Work to do ::
Pull out from the material below all lines with "React".

[Lines of data]
--- start ---
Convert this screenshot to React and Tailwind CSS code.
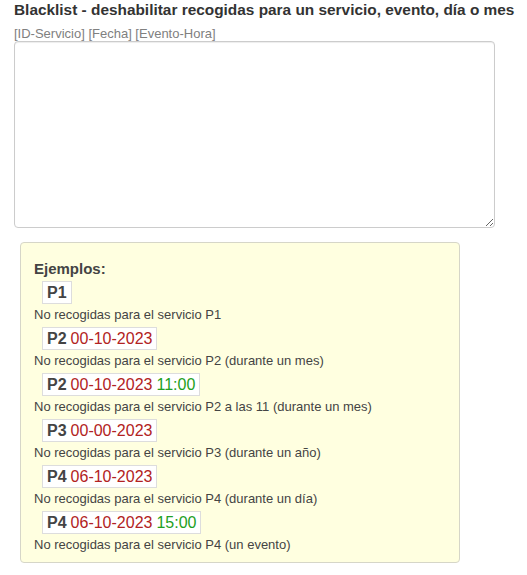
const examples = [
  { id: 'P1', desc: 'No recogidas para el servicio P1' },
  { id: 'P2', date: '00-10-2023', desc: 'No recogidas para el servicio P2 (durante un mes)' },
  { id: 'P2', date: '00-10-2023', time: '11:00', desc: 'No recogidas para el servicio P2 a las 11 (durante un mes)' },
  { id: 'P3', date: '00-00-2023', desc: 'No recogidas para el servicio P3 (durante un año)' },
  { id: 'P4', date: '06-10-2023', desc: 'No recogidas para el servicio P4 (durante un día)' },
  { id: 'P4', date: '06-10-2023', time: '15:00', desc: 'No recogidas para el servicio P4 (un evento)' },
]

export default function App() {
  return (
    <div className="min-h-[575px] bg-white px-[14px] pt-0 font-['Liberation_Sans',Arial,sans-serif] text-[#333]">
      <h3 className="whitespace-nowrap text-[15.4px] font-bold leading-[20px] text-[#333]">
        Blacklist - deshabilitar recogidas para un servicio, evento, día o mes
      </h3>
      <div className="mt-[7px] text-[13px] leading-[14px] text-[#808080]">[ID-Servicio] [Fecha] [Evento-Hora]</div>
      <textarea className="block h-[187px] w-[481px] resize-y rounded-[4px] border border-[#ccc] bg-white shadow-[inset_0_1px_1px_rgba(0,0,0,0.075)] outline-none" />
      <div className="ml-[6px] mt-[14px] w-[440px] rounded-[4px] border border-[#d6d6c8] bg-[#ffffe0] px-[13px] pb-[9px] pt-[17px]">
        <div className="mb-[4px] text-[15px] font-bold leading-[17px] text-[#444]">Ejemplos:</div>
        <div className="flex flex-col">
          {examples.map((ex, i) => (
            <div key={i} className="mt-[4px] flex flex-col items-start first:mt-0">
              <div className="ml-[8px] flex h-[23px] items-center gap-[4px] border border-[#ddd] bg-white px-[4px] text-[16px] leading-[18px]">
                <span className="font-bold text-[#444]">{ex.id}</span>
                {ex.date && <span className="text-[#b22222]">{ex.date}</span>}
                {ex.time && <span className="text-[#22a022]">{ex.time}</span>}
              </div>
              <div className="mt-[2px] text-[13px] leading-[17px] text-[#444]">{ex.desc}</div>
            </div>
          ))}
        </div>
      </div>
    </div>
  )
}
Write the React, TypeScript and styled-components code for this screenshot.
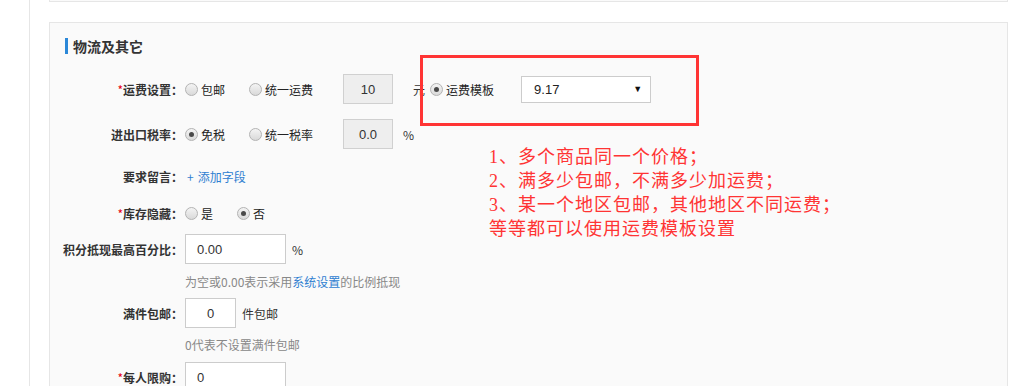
--- end ---
Full response ::
Convert this screenshot to React and Tailwind CSS code.
Write the React, TypeScript and styled-components code for this screenshot.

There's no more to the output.